We’ve discussed already that you can often use it in any pie chart scenario, with only a single level of depth.

However, overall I’d say you should look to use it when:

  • There’s the implication of “parts of a whole”

  • You have exactly two or three (two is the sweet spot) levels of nested, heirarchical categories of data

  • You have one positive, numerical piece of data for each bottom-level subcategory

  • The highest division of the data is the most important

  • You (optionally) want to draw special attention to a disproportionately large piece of data, on any level

There are some downsides:

  • Tons of small, tiny pieces of data that overwhelm the viewer OR one giant piece that overpowers everything else

  • Sometimes the old fashioned bar chart is more readable

  • Overlapping labels bother you or you don’t want to spend extra time on making in extra pretty

Further fun suggestions

R also has an easy-to-use package that can address a few of these concerns: the d3treeR package lets them be interactive, so you can see the top-level at a glance and mouse over things to see the inner divisions!

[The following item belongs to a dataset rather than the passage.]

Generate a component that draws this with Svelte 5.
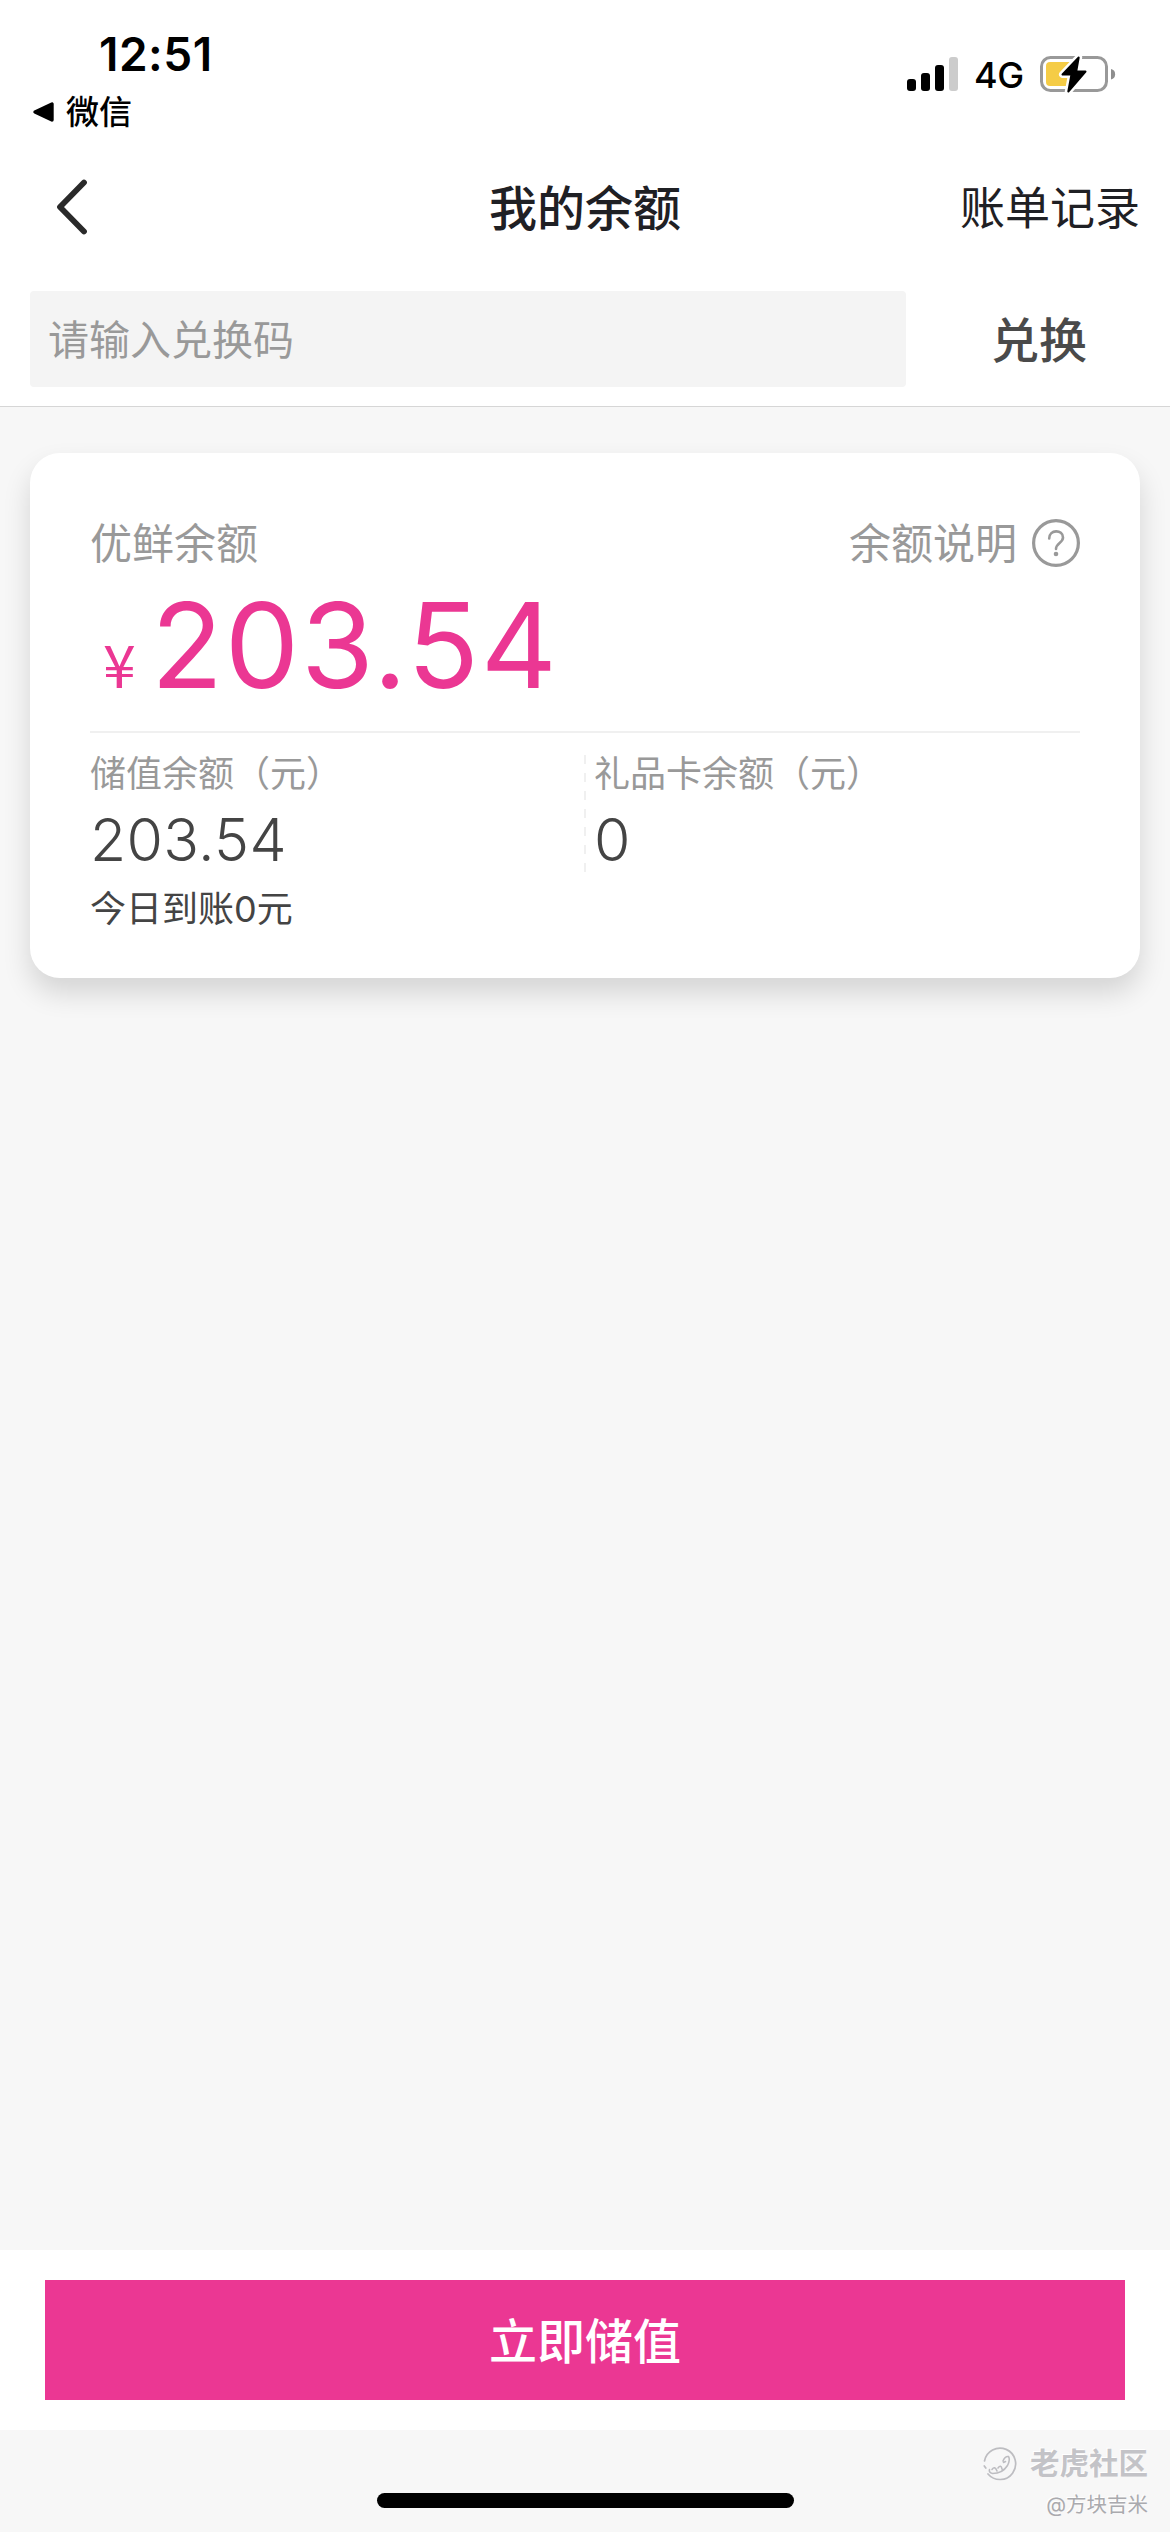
<script>
    let code = "";

    const balance = "203.54";
    const accounts = [
        { label: "储值余额（元）", amount: "203.54", note: "今日到账0元" },
        { label: "礼品卡余额（元）", amount: "0", note: "" },
    ];

    const signal = [12, 18, 26, 34];
</script>

<div class="page">
    <div class="status-bar">
        <div class="status-left">
            <div class="time">12:51</div>
            <div class="back-app">
                <svg width="22" height="22" viewBox="0 0 22 22">
                    <path
                        d="M3 11 L20 3 V19 Z"
                        fill="#000"
                        stroke="#000"
                        stroke-width="3.4"
                        stroke-linejoin="round"
                    />
                </svg>
                <span>微信</span>
            </div>
        </div>
        <div class="status-right">
            <svg width="51" height="34" viewBox="0 0 51 34">
                {#each signal as height, i}
                    <rect
                        x={i * 14}
                        y={34 - height}
                        width="9"
                        {height}
                        rx="3"
                        fill={i < 3 ? "#000" : "#ccc"}
                    />
                {/each}
            </svg>
            <span class="network">4G</span>
            <svg class="battery" width="76" height="40" viewBox="0 0 76 40">
                <rect
                    x="1.5"
                    y="3.5"
                    width="65"
                    height="33"
                    rx="9"
                    fill="none"
                    stroke="#999"
                    stroke-width="3"
                />
                <path d="M71 15 a5.4 5.4 0 0 1 0 10.5 Z" fill="#8e8e8e" />
                <path
                    d="M10 8 H32 V32 H10 a4 4 0 0 1 -4 -4 V12 a4 4 0 0 1 4 -4 Z"
                    fill="#f5cc46"
                />
                <path
                    class="bolt"
                    d="M38.7 3.5 L22.5 20.5 H31.5 L28.3 37.5 L45.5 17.5 H36.2 Z"
                    stroke="#fff"
                    stroke-width="7"
                />
                <path
                    class="bolt"
                    d="M38.7 3.5 L22.5 20.5 H31.5 L28.3 37.5 L45.5 17.5 H36.2 Z"
                    stroke="#000"
                    stroke-width="2"
                />
            </svg>
        </div>
    </div>

    <div class="nav">
        <svg class="nav-back" width="36" height="60" viewBox="0 0 36 60">
            <path
                d="M32 5.5 L8 30 L32 54.5"
                fill="none"
                stroke="#2a2a2a"
                stroke-width="5.8"
                stroke-linecap="round"
                stroke-linejoin="round"
            />
        </svg>
        <div class="title">我的余额</div>
        <div class="records">账单记录</div>
    </div>

    <div class="redeem">
        <input bind:value={code} placeholder="请输入兑换码" />
        <button class="redeem-btn">兑换</button>
    </div>

    <div class="content">
        <div class="card">
            <div class="card-head">
                <span>优鲜余额</span>
                <span class="explain">
                    余额说明
                    <svg width="48" height="48" viewBox="0 0 48 48">
                        <g fill="none" stroke="#999">
                            <circle cx="24" cy="24" r="22.4" stroke-width="3.2" />
                            <path
                                d="M17.2 19.5 C17.2 10 31 10.2 31 18.6 C31 24 24 24.2 24 30"
                                stroke-width="2.6"
                                stroke-linecap="round"
                            />
                        </g>
                        <circle cx="24" cy="35" r="2.3" fill="#999" />
                    </svg>
                </span>
            </div>
            <div class="balance">
                <span class="yen">¥</span>
                <span class="number">{balance}</span>
            </div>
            <div class="accounts">
                {#each accounts as account, i}
                    <div class="account">
                        {#if i > 0}
                            <div class="dashes"></div>
                        {/if}
                        <div>
                            <div class="label">{account.label}</div>
                            <div class="amount">{account.amount}</div>
                            {#if account.note}
                                <div class="note">{account.note}</div>
                            {/if}
                        </div>
                    </div>
                {/each}
            </div>
        </div>
    </div>

    <div class="footer">
        <button class="recharge">立即储值</button>
    </div>

    <div class="bottom">
        <div class="home-indicator"></div>
        <div class="watermark">
            <div class="brand">
                <svg width="34" height="34" viewBox="0 0 34 34">
                    <g fill="none" stroke="#bdbdc1" stroke-linecap="round">
                        <path
                            d="M1.5 14 A15.7 15.7 0 1 1 5 27 M1.3 19 l1.5 2"
                            stroke-width="1.7"
                        />
                        <path
                            d="M20 14 q2 -5 5.5 -4.5 q2 3 -1 9 q-5 8 -15 8 q-4 -1 -3 -4 M9 22.5 q3 -4 5 1.5 M15 21 q3 -4 4 1 M20.5 15.5 l2 -1"
                            stroke-width="1.6"
                        />
                    </g>
                </svg>
                <span>老虎社区</span>
            </div>
            <div class="author">@方块吉米</div>
        </div>
    </div>
</div>

<style>
    :global(body) {
        margin: 0;
        background: #f7f7f7;
    }
    .page {
        display: flex;
        flex-direction: column;
        width: 1170px;
        height: 2532px;
        overflow: hidden;
        background: #f7f7f7;
        font-family: Inter, "Noto Sans CJK SC", sans-serif;
        color: #444;
    }
    svg {
        display: block;
        flex: none;
    }
    input,
    button {
        border: none;
        padding: 0;
        font-family: inherit;
    }
    .status-bar {
        display: flex;
        justify-content: space-between;
        height: 141px;
        box-sizing: border-box;
        padding: 29px 54px 0 32px;
        background: #fff;
        color: #000;
    }
    .time {
        padding-left: 67px;
        font-size: 46px;
        font-weight: 600;
        line-height: 50px;
        letter-spacing: 0.5px;
    }
    .back-app {
        display: flex;
        align-items: center;
        gap: 12px;
        margin-top: 10px;
        font-size: 33px;
        font-weight: 500;
        line-height: 46px;
    }
    .status-right {
        display: flex;
        align-items: center;
        height: 34px;
        margin-top: 28px;
    }
    .network {
        width: 66px;
        padding-left: 16px;
        padding-top: 2px;
        font-size: 36px;
        font-weight: 500;
        letter-spacing: -0.5px;
    }
    .bolt {
        stroke-linejoin: round;
    }
    .nav {
        display: grid;
        grid-template-columns: 1fr auto 1fr;
        align-items: center;
        height: 132px;
        padding: 0 30px 0 52px;
        background: #fff;
        color: #1f2024;
    }
    .title {
        margin-right: 22px;
        padding-bottom: 5px;
        font-size: 48px;
        font-weight: 500;
    }
    .records {
        justify-self: end;
        padding-bottom: 3px;
        font-size: 45px;
    }
    .redeem {
        display: flex;
        height: 133px;
        padding: 0 30px;
        border-bottom: 1px solid #d6d6d6;
        background: #fff;
    }
    input {
        width: 876px;
        height: 96px;
        box-sizing: border-box;
        margin-top: 18px;
        padding: 1px 18px 0;
        border-radius: 4px;
        background: #f4f4f4;
        font-size: 41px;
    }
    input::placeholder {
        color: #999;
        opacity: 1;
    }
    .redeem-btn {
        flex: 1;
        padding: 0 0 5px 32px;
        background: none;
        font-size: 48px;
        font-weight: 500;
        color: #4a4a4a;
    }
    .content {
        flex: 1;
        padding: 46px 30px 0;
    }
    .card {
        height: 525px;
        box-sizing: border-box;
        padding: 61px 60px 0;
        border-radius: 30px;
        background: #fff;
        box-shadow: 0 15px 28px rgba(0, 0, 0, 0.14);
    }
    .card-head {
        display: flex;
        justify-content: space-between;
        font-size: 42px;
        line-height: 60px;
        color: #999;
    }
    .explain {
        display: flex;
        align-items: center;
        gap: 15px;
    }
    .explain svg {
        margin-top: -2px;
    }
    .balance {
        display: flex;
        align-items: baseline;
        height: 157px;
        border-bottom: 2px solid #f0f0f0;
        line-height: 142px;
        color: #eb3793;
    }
    .yen {
        width: 61px;
        padding-left: 13px;
        box-sizing: border-box;
        font-family: "Noto Sans CJK SC", sans-serif;
        font-size: 59px;
    }
    .number {
        font-size: 118px;
        letter-spacing: 1.8px;
    }
    .accounts {
        display: grid;
        grid-template-columns: 1fr 1fr;
        padding-top: 21px;
    }
    .account {
        display: flex;
    }
    .dashes {
        width: 2px;
        height: 126px;
        margin: 1px 8px 0 -1px;
        background: repeating-linear-gradient(#f0f0f0 0 9px, #fff 9px 18px);
    }
    .label {
        font-size: 36px;
        line-height: 40px;
        color: #999;
    }
    .amount {
        margin-top: 16px;
        font-size: 59px;
        font-weight: 300;
        line-height: 60px;
        letter-spacing: 0.3px;
    }
    .note {
        margin-top: 19px;
        font-size: 36px;
        line-height: 40px;
    }
    .footer {
        height: 120px;
        padding: 30px 45px;
        background: #fff;
    }
    .recharge {
        width: 100%;
        height: 120px;
        padding-bottom: 4px;
        background: #eb3793;
        color: #fff;
        font-size: 48px;
        font-weight: 500;
    }
    .bottom {
        position: relative;
        height: 102px;
    }
    .home-indicator {
        position: absolute;
        left: 377px;
        bottom: 24px;
        width: 417px;
        height: 15px;
        border-radius: 8px;
        background: #000;
    }
    .watermark {
        display: flex;
        flex-direction: column;
        align-items: flex-end;
        padding: 13px 22px 0 0;
        color: #c3c3c7;
        text-shadow: -1px -1px 0 #fff;
    }
    .brand {
        display: flex;
        align-items: center;
        gap: 13px;
        height: 42px;
        font-size: 29.5px;
        font-weight: 700;
        line-height: 38px;
    }
    .brand span {
        margin-top: -3px;
    }
    .author {
        height: 40px;
        font-size: 20.5px;
        line-height: 40px;
        color: #aaaaae;
    }
</style>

One real-world example of this kind of interactivity is a really great solution to the problem of finding what to delete when your disk space is really full. DiskInventoryX (Mac) and WinDirStat (Windows) both implement this quite nicely, realizing that it’s often easier to visually navegate than it is to spend forever clicking through a mess of nested folders.

In the app, you can click on bigger "folders" to zoom in and see what's inside! It's not the prettiest treemap I've ever seen, but it IS very effective in seeing everything "at a glance", and comparing how much space they take up. Source: Wikipedia page

I hope this post helps you appreciate the wonderful world of treemaps!